Volterra’s model is very special, which makes quite easy to prove why trajectories are closed curves.
This is because trajectories are level curves of the function $L(x,y)=x^{c} y^{a} \, e^{-(d x+by)}$. Indeed, the equations have the peculiarity of being separable, leading to

$$\frac{a-by}{y}\, \text{d}y = \frac{-c+dx}{x}\, \text{d}x$$

which can be integrated to yield

$$x^{c} y^{a} \, e^{-(d x+by)}=C$$

where $C$ is a constant of integration determined by the initial condition. Therefore, $L(x(t),y(t))=L(x_0,y_0)$ for all $t$. The reader can check that the function $L$ has a unique maximum at $(c/d,a/b)$ (the non-trivial fixed point), and that it decreases to zero when $(x,y)$ approaches the axes or goes to infinity in any direction in the positive quadrant. Now level curves on a mountain are easy to imagine.

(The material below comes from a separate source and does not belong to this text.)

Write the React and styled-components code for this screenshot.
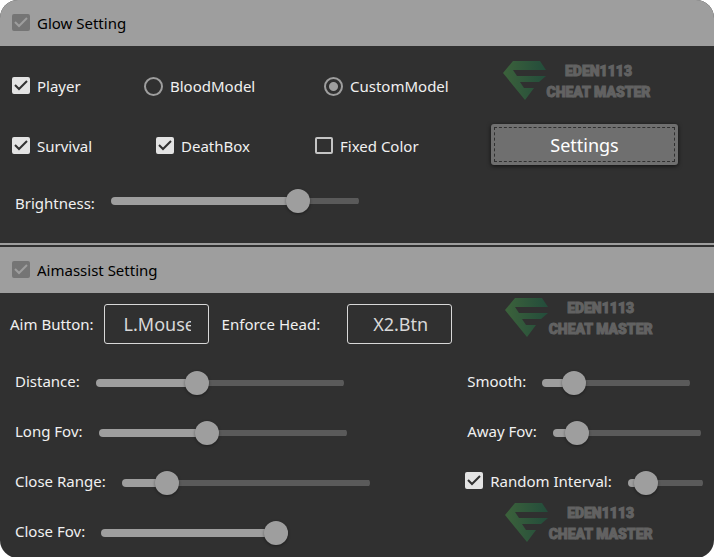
import React, { useId, useState } from 'react'
import styled, { createGlobalStyle, css } from 'styled-components'

const GlobalStyle = createGlobalStyle`
  * {
    box-sizing: border-box;
  }
  body {
    margin: 0;
    background-color: #ffffff;
    font-family: "Noto Sans", "Open Sans", sans-serif;
    font-size: 15px;
    line-height: 20px;
    color: #f0f0f0;
  }
`

const Window = styled.main`
  background-color: #303030;
  border-radius: 18px;
  overflow: hidden;
`

const Section = styled.section`
  & + & {
    border-top: 2px solid #9e9e9e;
    padding-top: 2px;
  }
`

const Header = styled.header`
  display: flex;
  align-items: center;
  height: 46px;
  padding: 0 12px;
  background-color: #9e9e9e;
  color: #000000;
`

const GlowBody = styled.div`
  display: grid;
  grid-template-columns: 1fr 223px;
  padding: 10px 0 17px;
`

const AimBody = styled.div`
  display: grid;
  grid-template-columns: 1fr 250px;
`

const OptionRow = styled.div`
  display: grid;
  grid-template-columns: ${p => p.$columns};
  align-items: center;
  height: 60px;
  padding-left: 12px;
`

const CheckLabel = styled.label`
  display: inline-flex;
  align-items: center;
  gap: 7px;
  white-space: nowrap;
`

const SliderRow = styled.div`
  display: flex;
  align-items: center;
  gap: 16px;
  height: 50px;
  padding-left: ${p => p.$indent}px;
  > ${CheckLabel} {
    padding-bottom: 4px;
  }
`

const SliderLabel = styled.label`
  padding: ${p => (p.$low ? '4px 0 0' : '0 0 4px')};
  white-space: nowrap;
`

const KeyRow = styled.div`
  display: flex;
  align-items: center;
  height: 65px;
  padding: 0 0 4px 10px;
`

const KeyLabel = styled.label`
  margin-right: ${p => p.$gap}px;
  white-space: nowrap;
`

const KeyInput = styled.input`
  width: 105px;
  height: 40px;
  margin-right: 13px;
  padding: 0 17px 0 19px;
  border: 1px solid #d8d8d8;
  border-radius: 3px;
  background-color: transparent;
  color: #d8d8d8;
  font: inherit;
  font-size: 18px;
  text-align: center;
`

const Box = styled.span`
  display: grid;
  width: 18px;
  height: 18px;
  > * {
    grid-area: 1 / 1;
  }
  > svg {
    pointer-events: none;
    fill: none;
    stroke: #303030;
    stroke-width: 2;
  }
`

const BoxInput = styled.input`
  appearance: none;
  width: 18px;
  height: 17px;
  margin: 0;
  border: 2px solid #c4c4c4;
  border-radius: 2px;
  &:checked {
    border-color: #e3e3e3;
    background-color: #e3e3e3;
  }
  &:disabled {
    border-color: #757575;
    background-color: #757575;
  }
  &:disabled + svg {
    stroke: #9e9e9e;
  }
  &:not(:checked) + svg {
    display: none;
  }
`

const RadioInput = styled.input`
  appearance: none;
  width: 19px;
  height: 19px;
  margin: 0;
  border: 2px solid #9e9e9e;
  border-radius: 50%;
  &:checked {
    background: radial-gradient(circle, #9e9e9e 4px, transparent 5px);
  }
`

const thumb = css`
  appearance: none;
  width: 24px;
  height: 24px;
  margin-top: -8px;
  border: 0;
  border-radius: 50%;
  background-color: #9e9e9e;
  box-shadow: 0 1px 3px rgba(0, 0, 0, 0.4);
`

const Range = styled.input`
  appearance: none;
  width: ${p => p.$width}px;
  height: 24px;
  margin: 0;
  background: transparent;
  &::-webkit-slider-runnable-track {
    height: 8px;
    border-radius: 4px;
    background:
      linear-gradient(#9e9e9e, #9e9e9e) left / var(--fill) 8px no-repeat,
      linear-gradient(#5a5a5a, #5a5a5a) center / 100% 6px no-repeat;
  }
  &::-webkit-slider-thumb {
    ${thumb}
  }
`

const SettingsButton = styled.button`
  width: 187px;
  height: 41px;
  padding: 3px;
  border: 0;
  border-radius: 3px;
  background-color: #6f6f6f;
  box-shadow: 0 1px 4px rgba(0, 0, 0, 0.7);
  color: #ffffff;
  font: inherit;
  font-size: 18px;
  > span {
    display: grid;
    place-items: center;
    height: 100%;
    border: 1px dashed #303030;
  }
`

const GlowAside = styled.div`
  display: flex;
  flex-direction: column;
  align-items: flex-start;
  gap: 24px;
  padding-top: 4px;
  > :first-child {
    margin-left: 12px;
  }
`

const BrandSlot = styled.div`
  height: 65px;
  padding: 4px 0 0 40px;
  &:last-child {
    height: 59px;
    margin-top: -10px;
  }
`

const BrandBox = styled.div`
  display: flex;
  height: 40px;
  > svg {
    flex: none;
  }
`

const BrandText = styled.div`
  width: 105px;
  padding-top: 1px;
  font-family: "Roboto", sans-serif;
  font-weight: 900;
  font-size: 14px;
  line-height: 21px;
  text-align: center;
  white-space: nowrap;
  color: #626262;
  -webkit-text-stroke: 1px #626262;
`

const Brand = () => {
  const id = useId()
  return (
    <BrandBox>
      <svg width="43" height="40" viewBox="0 0 43 40">
        <defs>
          <linearGradient id={id} x1="0" y1="0" x2="1" y2="0">
            <stop offset="0" stopColor="#3c623b" />
            <stop offset="1" stopColor="#234c3b" />
          </linearGradient>
        </defs>
        <path
          fill={`url(#${id})`}
          d="M0 13 L10 1 H37 L43 10 H10 L14 16 H43 L36 22 H17 L21 28 H31 L22 40 Z"
        />
      </svg>
      <BrandText>
        EDEN1113
        <br />
        CHEAT MASTER
      </BrandText>
    </BrandBox>
  )
}

const Checkbox = ({ children, ...props }) => (
  <CheckLabel>
    <Box>
      <BoxInput type="checkbox" {...props} />
      <svg width="18" height="17" viewBox="0 0 18 17">
        <path d="M3 8 L7 12 L15 4" />
      </svg>
    </Box>
    <span>{children}</span>
  </CheckLabel>
)

const Radio = ({ children, ...props }) => (
  <CheckLabel>
    <RadioInput type="radio" {...props} />
    <span>{children}</span>
  </CheckLabel>
)

const Slider = ({ width, initial, ...props }) => {
  const [value, setValue] = useState(initial)
  return (
    <Range
      {...props}
      type="range"
      $width={width}
      value={value}
      onChange={e => setValue(Number(e.target.value))}
      style={{ '--fill': `${value}%` }}
    />
  )
}

const aimSliders = [
  { id: 'distance', title: 'Distance:', width: 248, initial: 40 },
  { id: 'long-fov', title: 'Long Fov:', width: 248, initial: 43 },
  { id: 'close-range', title: 'Close Range:', width: 248, initial: 15 },
  { id: 'close-fov', title: 'Close Fov:', width: 187, initial: 100 }
]

const sideSliders = [
  { id: 'smooth', title: 'Smooth:', width: 148, initial: 16 },
  { id: 'away-fov', title: 'Away Fov:', width: 148, initial: 10 }
]

const App = () => (
  <>
    <GlobalStyle />
    <Window>
      <Section>
        <Header>
          <Checkbox defaultChecked disabled>Glow Setting</Checkbox>
        </Header>
        <GlowBody>
          <div>
            <OptionRow $columns="132px 180px 1fr">
              <Checkbox defaultChecked>Player</Checkbox>
              <Radio name="model">BloodModel</Radio>
              <Radio name="model" defaultChecked>CustomModel</Radio>
            </OptionRow>
            <OptionRow $columns="144px 159px 1fr">
              <Checkbox defaultChecked>Survival</Checkbox>
              <Checkbox defaultChecked>DeathBox</Checkbox>
              <Checkbox>Fixed Color</Checkbox>
            </OptionRow>
            <SliderRow $indent={15}>
              <SliderLabel htmlFor="brightness" $low>Brightness:</SliderLabel>
              <Slider id="brightness" width={248} initial={78} />
            </SliderRow>
          </div>
          <GlowAside>
            <Brand />
            <SettingsButton type="button">
              <span>Settings</span>
            </SettingsButton>
          </GlowAside>
        </GlowBody>
      </Section>
      <Section>
        <Header>
          <Checkbox defaultChecked disabled>Aimassist Setting</Checkbox>
        </Header>
        <AimBody>
          <div>
            <KeyRow>
              <KeyLabel htmlFor="aim-button" $gap={10}>Aim Button:</KeyLabel>
              <KeyInput id="aim-button" defaultValue="L.Mouse" />
              <KeyLabel htmlFor="enforce-head" $gap={27}>Enforce Head:</KeyLabel>
              <KeyInput id="enforce-head" defaultValue="X2.Btn" />
            </KeyRow>
            {aimSliders.map(({ title, ...slider }) => (
              <SliderRow key={slider.id} $indent={15}>
                <SliderLabel htmlFor={slider.id}>{title}</SliderLabel>
                <Slider {...slider} />
              </SliderRow>
            ))}
          </div>
          <div>
            <BrandSlot>
              <Brand />
            </BrandSlot>
            {sideSliders.map(({ title, ...slider }) => (
              <SliderRow key={slider.id} $indent={2}>
                <SliderLabel htmlFor={slider.id}>{title}</SliderLabel>
                <Slider {...slider} />
              </SliderRow>
            ))}
            <SliderRow $indent={0}>
              <Checkbox defaultChecked>Random Interval:</Checkbox>
              <Slider aria-label="Random Interval" width={75} initial={12} />
            </SliderRow>
            <BrandSlot>
              <Brand />
            </BrandSlot>
          </div>
        </AimBody>
      </Section>
    </Window>
  </>
)

export default App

In the absence of sharks, the number of sardines is governed by the equation $\dot{x}=ax$, meaning an exponential growth. This unrealistic feature is easily remedied by taking competition within the sardine population into account: we assume logistic growth, that is,
$$\dot{x}=ax\left(1-\frac{x}{K}\right)$$
where $K$ is the carrying capacity. Indeed, as we saw before, all solutions starting from $x_0>0$ will tend to $K$ as $t\to+\infty$, whence the name. Therefore, the new equations are
$$\begin{cases} \dot{x}= ax\left(1-\frac{x}{K}\right)-bxy\\ \dot{y}=-cy+dxy. \end{cases}$$
Formally, one can get back Volterra’s model by taking $K=+\infty$. Intuitively, a large but finite $K$ should not alter qualitatively the behavior of solutions. The following experiment shows that this is not the case!
We observe that even if $1/K$ is very small, the behavior of the model with competition between sardines is completely different from the one observed in Volterra’s model: there is no more cycling and all solutions starting from positive numbers of sardines and sharks converge to either the fixed point $(x=K,y=0)$ (sharks go extinct) or to the fixed point $\left(\frac{c}{d},\frac{a}{b}(1-\frac{c}{dK})\right)$ (coexistence of sharks and sardines).